Kate Mulgrew on Captain Janeway’s leadership style, in an interview in Starlog, March 1995 issue.
Leadership-style command has to embrace, but it has to be firm. She’s warm, compassionate, very strong. She can be fierce if necessary. She can be abrupt if absolutely necessary, and there will be no nonsense about who is in charge when she is in command.
However, she’s open to suggestions. The writers are already very attuned to that. Many times, you’ll see Janeway change a thought or an opinion in mid-sentence because she understands that B’Elanna has an angle on a situation that she missed, or Chakotay says something that makes great sense and she changes her thinking. There’s a wonderful flexibility in this tower of strength.
And another excerpt:
Let’s just say that I’m having a conversation with Chakotay and I’m making a call about us leaving a certain planet, and that means obliterating the planet. I’m playing three different things at once there.

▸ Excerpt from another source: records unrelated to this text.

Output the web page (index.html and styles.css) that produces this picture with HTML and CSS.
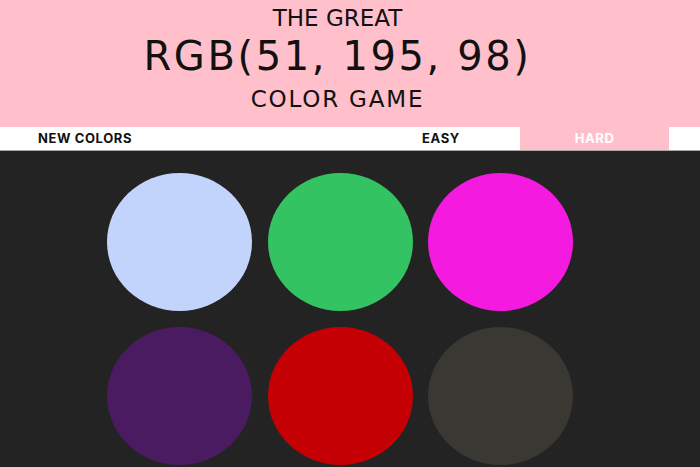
FILE: index.html
```html
<!DOCTYPE html>
<html lang="en">
<head>
<meta charset="utf-8">
<title>The Great RGB Color Game</title>
<link rel="stylesheet" href="styles.css">
</head>
<body>
  <header class="header">
    <h1 class="title">
      <span class="title-small">THE GREAT</span>
      <span class="title-rgb">RGB(51, 195, 98)</span>
      <span class="title-small title-last">COLOR GAME</span>
    </h1>
  </header>
  <nav class="stripe">
    <button class="btn btn-new">NEW COLORS</button>
    <button class="btn btn-easy">EASY</button>
    <button class="btn btn-hard">HARD</button>
  </nav>
  <main class="board">
    <div class="grid">
      <div class="square sq-blue"></div>
      <div class="square sq-green"></div>
      <div class="square sq-magenta"></div>
      <div class="square sq-purple"></div>
      <div class="square sq-red"></div>
      <div class="square sq-gray"></div>
    </div>
  </main>
</body>
</html>
```
FILE: styles.css
```css
* { box-sizing: border-box; }
html, body {
  margin: 0;
  padding: 0;
  height: 100%;
  overflow: hidden;
}
body {
  background: #232323;
  font-family: "DejaVu Sans", Lato, sans-serif;
}
.header {
  background: #ffc0cb;
  height: 127px;
  padding: 3px 25px 0 0;
}
.title {
  margin: 0;
  font-weight: 400;
  color: #111;
  text-align: center;
}
.title-small {
  display: block;
  font-size: 23px;
  line-height: 30px;
}
.title-rgb {
  display: block;
  font-size: 40px;
  line-height: 46px;
  letter-spacing: 2.6px;
}
.title-last {
  line-height: 40px;
  letter-spacing: 1.8px;
}
.stripe {
  display: flex;
  background: #fff;
  height: 24px;
  border-bottom: 1px solid #a9a9a9;
  padding-right: 31px;
}
.btn {
  border: none;
  background: #fff;
  font-family: Inter, "Liberation Sans", sans-serif;
  font-weight: 700;
  font-size: 13px;
  letter-spacing: 0.6px;
  color: #111;
  padding: 0;
  height: 23px;
  line-height: 23px;
}
.btn-new {
  margin-left: 38px;
  margin-right: auto;
  text-align: left;
}
.btn-easy {
  width: 150px;
  margin-right: 4px;
}
.btn-hard {
  width: 149px;
  background: #ffc0cb;
  color: #fff;
}
.board {
  padding: 22px 20px 0 0;
}
.grid {
  width: 466px;
  margin: 0 auto;
  display: grid;
  grid-template-columns: repeat(3, 145px);
  column-gap: 15.5px;
  row-gap: 16px;
}
.square {
  height: 138px;
  border-radius: 50%;
}
.sq-blue { background: #c3d4fc; }
.sq-green { background: rgb(51, 195, 98); }
.sq-magenta { background: #f41ae0; }
.sq-purple { background: #4b1b62; }
.sq-red { background: #c40005; }
.sq-gray { background: #3a3833; }
```
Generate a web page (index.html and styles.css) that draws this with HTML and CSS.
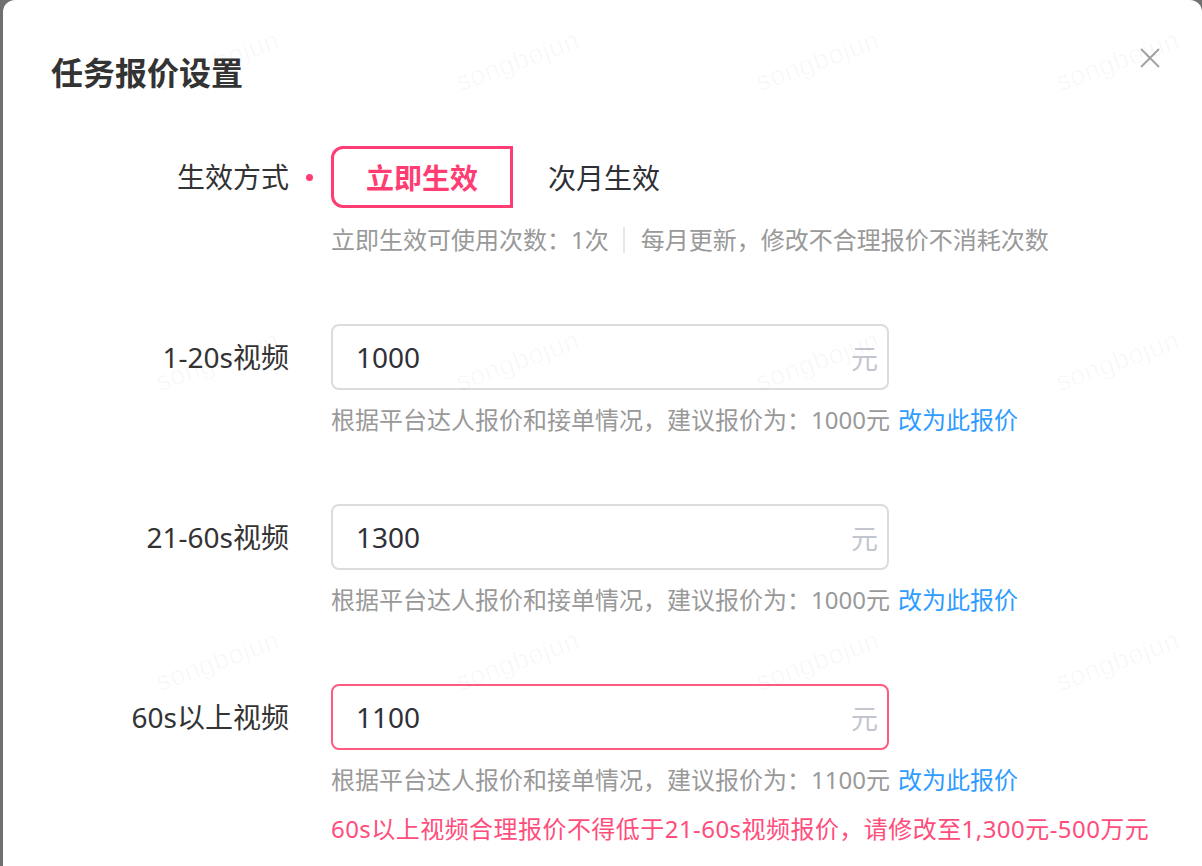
FILE: index.html
```html
<!DOCTYPE html>
<html lang="zh-CN">
<head>
<meta charset="utf-8">
<title>任务报价设置</title>
<link rel="stylesheet" href="styles.css">
</head>
<body>
<div class="modal">
  <div class="header">
    <h2 class="title">任务报价设置</h2>
    <button class="close" aria-label="关闭">
      <svg width="20" height="20" viewBox="0 0 20 20"><path d="M1 1L19 19M19 1L1 19" stroke="#a3a3a3" stroke-width="2" fill="none"/></svg>
    </button>
  </div>

  <div class="form">
    <div class="row row-mode">
      <div class="label">生效方式</div>
      <div class="mark"><span class="dot"></span></div>
      <div class="content">
        <div class="segment">
          <span class="seg seg-active">立即生效</span>
          <span class="seg">次月生效</span>
        </div>
        <div class="hint">立即生效可使用次数：1次<span class="divider"></span>每月更新，修改不合理报价不消耗次数</div>
      </div>
    </div>

    <div class="row">
      <div class="label">1-20s视频</div>
      <div class="mark"></div>
      <div class="content">
        <div class="input"><span class="value">1000</span><span class="suffix">元</span></div>
        <div class="hint">根据平台达人报价和接单情况，建议报价为：1000元 <span class="link">改为此报价</span></div>
      </div>
    </div>

    <div class="row">
      <div class="label">21-60s视频</div>
      <div class="mark"></div>
      <div class="content">
        <div class="input"><span class="value">1300</span><span class="suffix">元</span></div>
        <div class="hint">根据平台达人报价和接单情况，建议报价为：1000元 <span class="link">改为此报价</span></div>
      </div>
    </div>

    <div class="row">
      <div class="label">60s以上视频</div>
      <div class="mark"></div>
      <div class="content">
        <div class="input input-error"><span class="value">1100</span><span class="suffix">元</span></div>
        <div class="hint">根据平台达人报价和接单情况，建议报价为：1100元 <span class="link">改为此报价</span></div>
        <div class="error">60s以上视频合理报价不得低于21-60s视频报价，请修改至1,300元-500万元</div>
      </div>
    </div>
  </div>

  <div class="watermarks" aria-hidden="true">
    <span class="wm">songbojun</span><span class="wm">songbojun</span><span class="wm">songbojun</span><span class="wm">songbojun</span>
    <span class="wm">songbojun</span><span class="wm">songbojun</span><span class="wm">songbojun</span><span class="wm">songbojun</span>
    <span class="wm">songbojun</span><span class="wm">songbojun</span><span class="wm">songbojun</span><span class="wm">songbojun</span>
  </div>
</div>
</body>
</html>
```

FILE: styles.css
```css
html, body {
  margin: 0;
  padding: 0;
  height: 100%;
  overflow: hidden;
}
body {
  background: #707070;
  font-family: "Noto Sans", "Noto Sans CJK SC", sans-serif;
  color: #333;
}
.modal {
  position: relative;
  margin-left: 3px;
  width: 1199px;
  height: 900px;
  background: #fff;
  border-radius: 12px 12px 0 0;
  overflow: hidden;
}
.header {
  display: flex;
  justify-content: space-between;
  align-items: flex-start;
  padding: 49px 42px 0 48px;
}
.title {
  margin: 0;
  font-family: "Noto Sans CJK SC", sans-serif;
  font-size: 32px;
  line-height: 44px;
  font-weight: 700;
  color: #333;
}
.close {
  margin-top: -1px;
  padding: 0;
  border: 0;
  background: none;
  width: 20px;
  height: 20px;
  display: flex;
}
.form {
  padding-top: 53px;
}
.row {
  display: grid;
  grid-template-columns: 286px 42px 1fr;
  margin-bottom: 68px;
}
.label {
  text-align: right;
  font-size: 28px;
  height: 66px;
  line-height: 66px;
  color: #333;
  white-space: nowrap;
}
.row-mode .label {
  height: 62px;
  line-height: 62px;
}
.mark {
  height: 62px;
  display: flex;
  align-items: center;
  justify-content: center;
}
.dot {
  width: 7px;
  height: 7px;
  border-radius: 50%;
  background: #ff3d73;
  margin-left: -1px;
}
.segment {
  display: flex;
  height: 62px;
}
.seg {
  box-sizing: border-box;
  width: 182px;
  height: 62px;
  display: flex;
  align-items: center;
  justify-content: center;
  font-size: 28px;
  color: #2e3036;
  border: 3px solid transparent;
}
.seg-active {
  border-color: #ff3d73;
  border-radius: 12px 0 0 12px;
  color: #ff3d73;
  font-weight: 700;
}
.hint {
  margin-top: 14px;
  font-size: 24px;
  line-height: 32px;
  color: #999;
  white-space: nowrap;
  display: flex;
  align-items: center;
}
.row-mode .hint {
  margin-top: 16px;
}
.divider {
  display: inline-block;
  width: 2px;
  height: 26px;
  background: #e8e8e8;
  margin: 0 16px 0 14px;
}
.link {
  color: #2f9cff;
  margin-left: 8px;
}
.input {
  box-sizing: border-box;
  width: 558px;
  height: 66px;
  border: 2px solid #dcdcdc;
  border-radius: 8px;
  display: flex;
  align-items: center;
  justify-content: space-between;
  padding: 0 9px 0 23px;
}
.input-error {
  border-color: #ff5a80;
}
.value {
  font-size: 28px;
  color: #2e3036;
}
.suffix {
  font-size: 27px;
  color: #c3c6cf;
}
.error {
  margin-top: 17px;
  font-size: 24px;
  line-height: 32px;
  color: #ff4d7c;
  white-space: nowrap;
  letter-spacing: 0.45px;
}
.watermarks {
  position: absolute;
  inset: 0;
  pointer-events: none;
  display: grid;
  grid-template-columns: repeat(4, 300px);
  grid-auto-rows: 300px;
  padding: 46px 0 0 150px;
  align-items: start;
  justify-items: start;
}
.wm {
  display: inline-block;
  font-family: "Liberation Sans", "Noto Sans", sans-serif;
  font-size: 27px;
  line-height: 30px;
  color: rgba(0, 0, 0, 0.03);
  transform: rotate(-20deg);
  letter-spacing: 0.5px;
}
```
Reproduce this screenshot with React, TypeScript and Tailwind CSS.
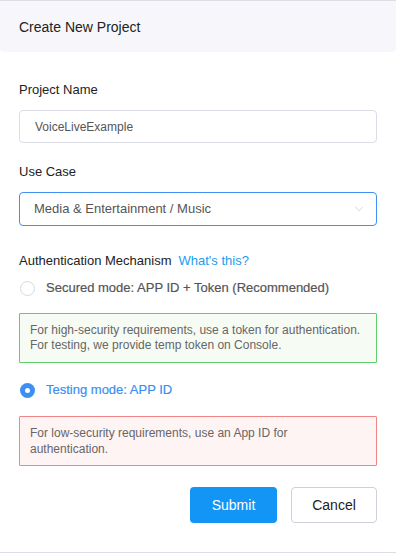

I’m letting Chakotay know I’m in command, that I have to overcome him as both the First Officer and as a male who’s used to running his own ship. Secondly, I’m making a decision based on my background as a military person. Third, I’m overcoming my instinct as a woman to possibly say something nurturing.
All of that has to be read by the audience instantly in what transpires in the scene. It’s n ot good if I just say, ‘Look, pal, we’re going to do this, and that’s it.’ You have to see the internal conflict. That’s what makes her – I should say that’s what will make her, if I can do this properly – compelling for people.
I love that she was putting this amount of thought into her scenes and how the character’s background and relative position as a woman would influence how she’d behave. This definitely brought to mind scenes where you can see those wheels turning in Mulgrew’s head and it makes me appreciate even more what she was trying to bring to the character of Janeway.